17 January 2006

FB Business, Technology

Shanghai titan builds a big bridge to West
Richard Siklos
The New York Times

International Herald Tribune
© 2006 International Herald Tribune. Provided by ProQuest Information and Learning. All rights reserved.

It is more than 11,000 kilometers from New York's various corporate headquarters to the skyscrapers of Shanghai, but the workings of media companies like Time Warner and NBC Universal loom large in the mind of Li Ruigang.

Li runs Shanghai Media Group, a budding Chinese conglomerate with a striking number of tentacles in media and entertainment and a thirst for partnerships with foreign companies chasing the dream of Chinese fortunes.

MTV Networks, VNU, CNBC, Universal Music Group, Sony, Discovery Communications and the National Basketball Association are just some of the companies that are in business with SMG, as the company is known.

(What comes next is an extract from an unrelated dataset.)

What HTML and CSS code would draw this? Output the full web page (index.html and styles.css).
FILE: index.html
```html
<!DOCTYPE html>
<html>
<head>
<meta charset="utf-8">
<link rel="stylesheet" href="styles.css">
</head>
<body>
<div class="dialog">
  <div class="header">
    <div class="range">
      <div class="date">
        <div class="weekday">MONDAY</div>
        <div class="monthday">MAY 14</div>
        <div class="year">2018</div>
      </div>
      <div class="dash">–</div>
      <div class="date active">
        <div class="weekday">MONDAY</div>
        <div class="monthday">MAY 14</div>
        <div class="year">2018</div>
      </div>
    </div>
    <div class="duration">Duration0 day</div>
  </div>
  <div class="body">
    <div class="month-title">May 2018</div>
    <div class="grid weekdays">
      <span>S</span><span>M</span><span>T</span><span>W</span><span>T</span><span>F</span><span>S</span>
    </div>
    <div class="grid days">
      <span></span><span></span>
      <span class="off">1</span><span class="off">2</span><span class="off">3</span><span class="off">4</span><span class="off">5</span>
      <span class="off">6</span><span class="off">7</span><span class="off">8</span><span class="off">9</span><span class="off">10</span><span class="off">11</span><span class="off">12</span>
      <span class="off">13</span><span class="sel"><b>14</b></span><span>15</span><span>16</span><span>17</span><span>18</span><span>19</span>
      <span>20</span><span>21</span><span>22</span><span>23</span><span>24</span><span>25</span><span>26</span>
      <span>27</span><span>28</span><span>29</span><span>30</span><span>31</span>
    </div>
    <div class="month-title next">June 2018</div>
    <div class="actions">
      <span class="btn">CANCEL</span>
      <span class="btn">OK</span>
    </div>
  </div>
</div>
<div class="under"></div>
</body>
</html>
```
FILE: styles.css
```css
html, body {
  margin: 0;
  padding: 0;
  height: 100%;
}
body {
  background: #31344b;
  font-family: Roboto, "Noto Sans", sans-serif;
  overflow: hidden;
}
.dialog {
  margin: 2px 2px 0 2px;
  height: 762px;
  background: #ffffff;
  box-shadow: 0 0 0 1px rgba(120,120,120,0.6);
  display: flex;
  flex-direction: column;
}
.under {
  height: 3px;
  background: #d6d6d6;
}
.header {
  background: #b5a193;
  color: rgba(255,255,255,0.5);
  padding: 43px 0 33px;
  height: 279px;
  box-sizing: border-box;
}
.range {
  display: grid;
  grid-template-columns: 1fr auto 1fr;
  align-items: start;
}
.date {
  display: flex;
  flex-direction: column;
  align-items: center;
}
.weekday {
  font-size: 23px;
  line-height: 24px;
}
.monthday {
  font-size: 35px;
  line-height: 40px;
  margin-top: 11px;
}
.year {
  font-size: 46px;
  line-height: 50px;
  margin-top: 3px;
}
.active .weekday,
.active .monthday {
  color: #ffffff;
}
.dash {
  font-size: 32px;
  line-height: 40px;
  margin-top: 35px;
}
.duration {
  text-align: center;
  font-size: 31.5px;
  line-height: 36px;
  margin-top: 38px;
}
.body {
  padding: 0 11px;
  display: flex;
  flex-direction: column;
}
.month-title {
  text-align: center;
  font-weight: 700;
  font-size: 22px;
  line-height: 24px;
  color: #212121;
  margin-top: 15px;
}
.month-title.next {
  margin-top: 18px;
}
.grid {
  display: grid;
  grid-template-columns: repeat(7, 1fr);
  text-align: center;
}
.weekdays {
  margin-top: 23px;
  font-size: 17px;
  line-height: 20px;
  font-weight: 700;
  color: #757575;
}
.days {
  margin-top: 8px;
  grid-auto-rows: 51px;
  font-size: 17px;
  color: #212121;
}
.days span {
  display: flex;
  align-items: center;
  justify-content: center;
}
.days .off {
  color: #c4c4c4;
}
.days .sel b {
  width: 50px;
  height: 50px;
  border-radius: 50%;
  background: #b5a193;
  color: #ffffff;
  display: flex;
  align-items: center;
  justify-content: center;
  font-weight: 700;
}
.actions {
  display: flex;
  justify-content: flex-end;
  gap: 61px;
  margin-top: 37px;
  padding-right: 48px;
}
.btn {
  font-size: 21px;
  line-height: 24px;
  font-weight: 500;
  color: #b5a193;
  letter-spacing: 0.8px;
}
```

"If you have a hundred partners, then you can learn a hundred different things from them," Li said at a recent meeting in his office.

The wide scope of its activities and the pace with which Li has sought out Western partners in less than four years have established him as a favored ally for companies that have been laboring to crack China's vast market.

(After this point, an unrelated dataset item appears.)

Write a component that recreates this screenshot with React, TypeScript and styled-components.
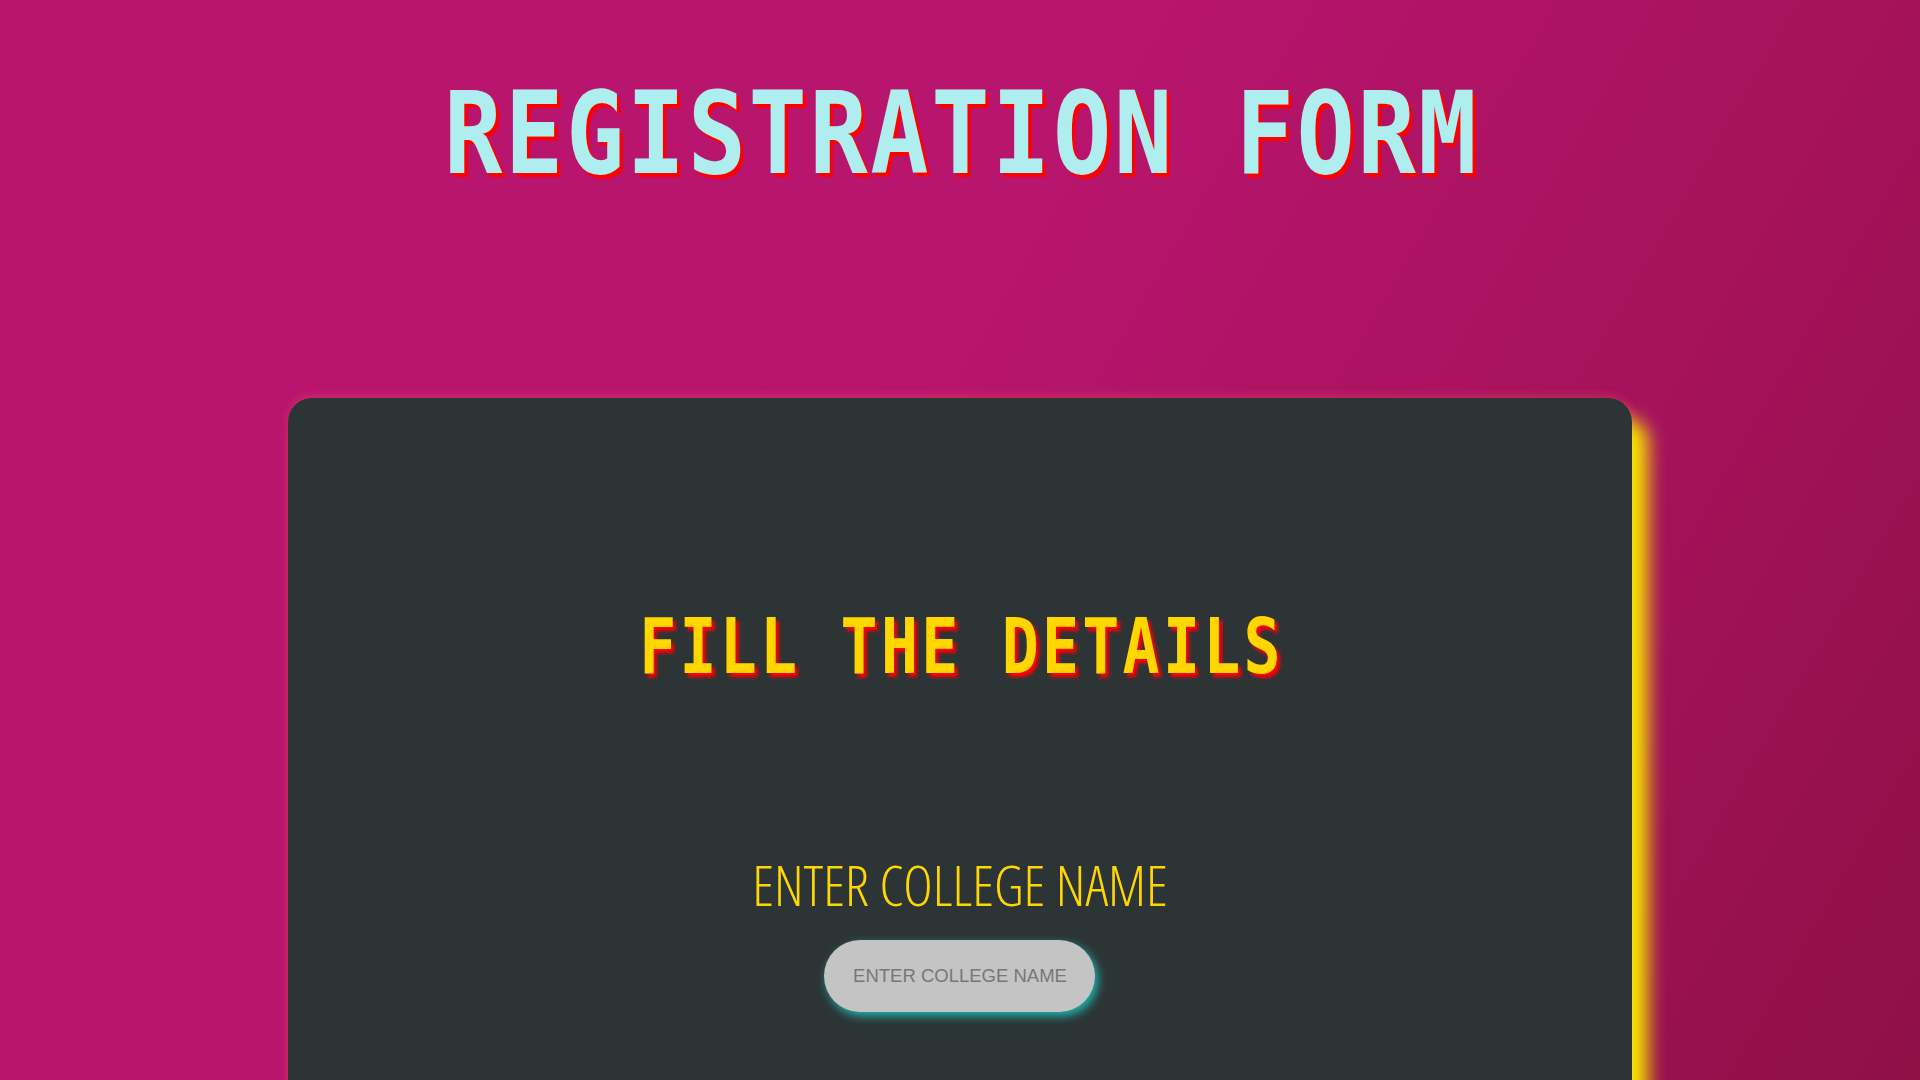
import React, { useState } from 'react';
import styled, { createGlobalStyle } from 'styled-components';

const GlobalStyle = createGlobalStyle`
  html, body {
    margin: 0;
    padding: 0;
  }
  body {
    background: linear-gradient(120deg, #b9156f 0%, #b8156e 45%, #a5125b 75%, #8e1045 100%);
    background-attachment: fixed;
    min-height: 100vh;
  }
`;

const Page = styled.div`
  min-height: 100vh;
  display: flex;
  flex-direction: column;
  align-items: center;
  padding-top: 77px;
`;

const Title = styled.h1`
  margin: 0;
  font-family: 'DejaVu Sans Mono', 'Liberation Mono', monospace;
  font-weight: 700;
  font-size: 114px;
  line-height: 1;
  letter-spacing: 3px;
  padding-left: 3px;
  color: #afeeee;
  text-shadow: 4px 4px 1px #ff0000;
  transform: scaleX(0.85);
  white-space: nowrap;
`;

const Card = styled.section`
  box-sizing: border-box;
  width: 70%;
  margin-top: 207px;
  background: #2d3436;
  border-radius: 24px;
  box-shadow: 16px 20px 18px #f8e400, 0 -2px 8px rgba(255, 90, 90, 0.35);
  display: flex;
  flex-direction: column;
  align-items: center;
  padding: 210px 0 220px;
`;

const Heading = styled.h2`
  margin: 0;
  font-family: 'DejaVu Sans Mono', 'Liberation Mono', monospace;
  font-weight: 700;
  font-size: 77px;
  line-height: 1;
  letter-spacing: 4px;
  padding-left: 4px;
  color: #ffd700;
  text-shadow: 4px 4px 4px #ff0000;
  transform: scaleX(0.8);
  white-space: nowrap;
`;

const Field = styled.div`
  margin-top: 171px;
  display: flex;
  flex-direction: column;
  align-items: center;
  gap: 28px;
`;

const Label = styled.label`
  font-family: 'Open Sans', 'Liberation Sans', sans-serif;
  font-weight: 300;
  font-stretch: 75%;
  font-size: 56px;
  line-height: 1;
  color: #ffd700;
`;

const Input = styled.input`
  box-sizing: border-box;
  width: 271px;
  height: 72px;
  border: none;
  outline: none;
  border-radius: 36px;
  background: #c4c4c4;
  box-shadow: 3px 4px 10px #1fb5ad;
  font-family: 'Liberation Sans', Arial, sans-serif;
  font-size: 18.5px;
  color: #333;
  text-align: center;
  padding: 0 16px;

  &::placeholder {
    color: #777;
  }
`;

const App = (): JSX.Element => {
  const [college, setCollege] = useState<string>('');

  return (
    <>
      <GlobalStyle />
      <Page>
        <Title>REGISTRATION FORM</Title>
        <Card>
          <Heading>FILL THE DETAILS</Heading>
          <Field>
            <Label htmlFor="college">ENTER COLLEGE NAME</Label>
            <Input
              id="college"
              type="text"
              placeholder="ENTER COLLEGE NAME"
              value={college}
              onChange={(e) => setCollege(e.target.value)}
            />
          </Field>
        </Card>
      </Page>
    </>
  );
};

export default App;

"He is all over the lot," said Sumner Redstone, chairman of Viacom, which owns MTV Networks. "Li is clearly a pioneer in bringing innovative partnerships to the Chinese people."

In the process, Li is trying to transform China's government- controlled media from within. SMG was created just five years ago when the Chinese government consolidated state-run media by region to prepare for the country's entry into the World Trade Organization.

What started as a merger of mostly local TV and radio interests now encompasses pay television, TV production, a home-shopping venture, music labels, newspapers and magazines, sports teams and arenas, theaters, Web sites, and nascent mobile content and Internet TV ventures.

Li gives the impression of someone who could move easily among the lunch crowds at the Ivy in Los Angeles or Four Seasons in New York. He calls Rupert Murdoch of the News Corp., Robert Wright of NBC Universal and Redstone close friends, mentions a possible venture with Creative Artists Agency and says he has "met with all of the big investment banks."

A Chinese edition of Variety named him Showman of the Year for 2005. Although he speaks solid English, Li had a news anchor from SMG's Dragon Television network serve as an interpreter during an interview so that he could speak more confidently.

His partnership with Viacom includes deals to be the co-host of MTV Asia's annual Style Awards, which took place here in November; to co-produce children's programming with MTV's Nickelodeon channel; and to syndicate various MTV Networks programming through SMG's 13 over-the-air television channels and 17 national digital TV channels.

Viacom holds a 25 percent equity interest in its ventures with SMG the only foreign company to have such an arrangement, according to Redstone.

But Western companies eager for deals were reminded in 2005 that the media in China are still subject to strict and sometimes fickle oversight. A tightening of policies by the government of Prime Minister Wen Jiabao suspended several planned programming joint ventures, including Viacom's most ambitious plan, a Nickelodeon- branded children's channel.

Redstone said during a recent interview that he expected the project to gain approval, but declined to predict when. Li agreed. "It depends on the regulations and policies of the Chinese government," Li said. "The best thing to do is be patient now."

That channel and some of SMG's other ventures, which have been announced with much fanfare but have not yet amounted to much, underscore the central tension that Li faces. He has to balance carefully his desire to emulate the media titans of the West and his dreams of eventually taking the company public against the complex and shifting moods of the policy makers and censors in Beijing.

On the one hand, he is a civil servant given the task of preserving a "state asset," as he called the company. Yet Li must make SMG competitive with foreign media that can reach Chinese homes, whether through illegal satellite dishes and pirated DVDs or legitimate outlets like high-speed Internet.

Foreign media companies have formed ventures with several of China's other regional broadcasters and with China Central Television, the country's national broadcaster. But in echoing Shanghai's legacy as China's go-go international trading hub, Li has positioned himself as the most progressive of his peers.

"He's very commercially driven," said Wei Zhang, the chief operating officer of Star China, a subsidiary of the News Corp. In her previous role as managing director of CNBC China, Wei set up one of Li's first foreign joint ventures with the business news network, a TV program called "Strategic Decisions."

Li, who began his career as a TV reporter and documentary producer, said that he honed his media mogul aspirations during several months spent in New York in 2001 and 2002 as a visiting scholar at Columbia.

When not studying, he visited media executives in New York. He also came to know the inner workings of China's communications regulators; before Columbia, he worked for three years as an adviser to the deputy mayor of Shanghai, responsible for media.

Media research firm Media Partners Asia estimated that SMG had revenue of $385 million in 2005, which, Li said, was nearly double its size of three years ago.